What you should do: Retype the listing that follows, exactly as written.

* * * * * * * * *

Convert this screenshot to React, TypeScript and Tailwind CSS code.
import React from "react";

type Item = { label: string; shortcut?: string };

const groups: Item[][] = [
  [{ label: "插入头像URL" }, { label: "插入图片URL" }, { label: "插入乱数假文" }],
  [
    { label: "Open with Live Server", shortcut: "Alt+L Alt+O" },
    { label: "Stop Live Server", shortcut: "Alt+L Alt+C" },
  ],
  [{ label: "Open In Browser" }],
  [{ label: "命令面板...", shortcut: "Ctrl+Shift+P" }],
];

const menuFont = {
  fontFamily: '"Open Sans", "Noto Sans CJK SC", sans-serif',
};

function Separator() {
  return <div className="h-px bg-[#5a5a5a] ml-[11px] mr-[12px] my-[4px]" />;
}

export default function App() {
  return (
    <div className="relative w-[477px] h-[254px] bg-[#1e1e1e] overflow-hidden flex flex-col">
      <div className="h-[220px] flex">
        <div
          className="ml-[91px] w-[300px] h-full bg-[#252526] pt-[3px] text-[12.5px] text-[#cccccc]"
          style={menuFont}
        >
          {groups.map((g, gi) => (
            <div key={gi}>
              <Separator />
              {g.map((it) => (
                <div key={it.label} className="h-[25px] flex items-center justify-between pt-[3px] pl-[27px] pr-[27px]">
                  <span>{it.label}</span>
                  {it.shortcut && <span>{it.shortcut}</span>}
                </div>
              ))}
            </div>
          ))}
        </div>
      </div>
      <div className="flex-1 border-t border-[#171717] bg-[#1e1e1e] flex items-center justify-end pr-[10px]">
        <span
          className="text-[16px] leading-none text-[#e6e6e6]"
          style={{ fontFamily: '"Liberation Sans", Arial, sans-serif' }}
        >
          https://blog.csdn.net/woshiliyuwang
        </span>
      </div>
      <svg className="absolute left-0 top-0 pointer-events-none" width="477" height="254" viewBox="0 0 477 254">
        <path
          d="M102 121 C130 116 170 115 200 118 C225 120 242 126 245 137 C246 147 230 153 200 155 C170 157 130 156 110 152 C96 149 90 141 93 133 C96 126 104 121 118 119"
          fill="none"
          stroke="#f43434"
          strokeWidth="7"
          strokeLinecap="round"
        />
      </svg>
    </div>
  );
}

* * * * * * * * *

Result:
Convert this screenshot to React, TypeScript and Tailwind CSS code.
import React from "react";

type Item = { label: string; shortcut?: string };

const groups: Item[][] = [
  [{ label: "插入头像URL" }, { label: "插入图片URL" }, { label: "插入乱数假文" }],
  [
    { label: "Open with Live Server", shortcut: "Alt+L Alt+O" },
    { label: "Stop Live Server", shortcut: "Alt+L Alt+C" },
  ],
  [{ label: "Open In Browser" }],
  [{ label: "命令面板...", shortcut: "Ctrl+Shift+P" }],
];

const menuFont = {
  fontFamily: '"Open Sans", "Noto Sans CJK SC", sans-serif',
};

function Separator() {
  return <div className="h-px bg-[#5a5a5a] ml-[11px] mr-[12px] my-[4px]" />;
}

export default function App() {
  return (
    <div className="relative w-[477px] h-[254px] bg-[#1e1e1e] overflow-hidden flex flex-col">
      <div className="h-[220px] flex">
        <div
          className="ml-[91px] w-[300px] h-full bg-[#252526] pt-[3px] text-[12.5px] text-[#cccccc]"
          style={menuFont}
        >
          {groups.map((g, gi) => (
            <div key={gi}>
              <Separator />
              {g.map((it) => (
                <div key={it.label} className="h-[25px] flex items-center justify-between pt-[3px] pl-[27px] pr-[27px]">
                  <span>{it.label}</span>
                  {it.shortcut && <span>{it.shortcut}</span>}
                </div>
              ))}
            </div>
          ))}
        </div>
      </div>
      <div className="flex-1 border-t border-[#171717] bg-[#1e1e1e] flex items-center justify-end pr-[10px]">
        <span
          className="text-[16px] leading-none text-[#e6e6e6]"
          style={{ fontFamily: '"Liberation Sans", Arial, sans-serif' }}
        >
          https://blog.csdn.net/woshiliyuwang
        </span>
      </div>
      <svg className="absolute left-0 top-0 pointer-events-none" width="477" height="254" viewBox="0 0 477 254">
        <path
          d="M102 121 C130 116 170 115 200 118 C225 120 242 126 245 137 C246 147 230 153 200 155 C170 157 130 156 110 152 C96 149 90 141 93 133 C96 126 104 121 118 119"
          fill="none"
          stroke="#f43434"
          strokeWidth="7"
          strokeLinecap="round"
        />
      </svg>
    </div>
  );
}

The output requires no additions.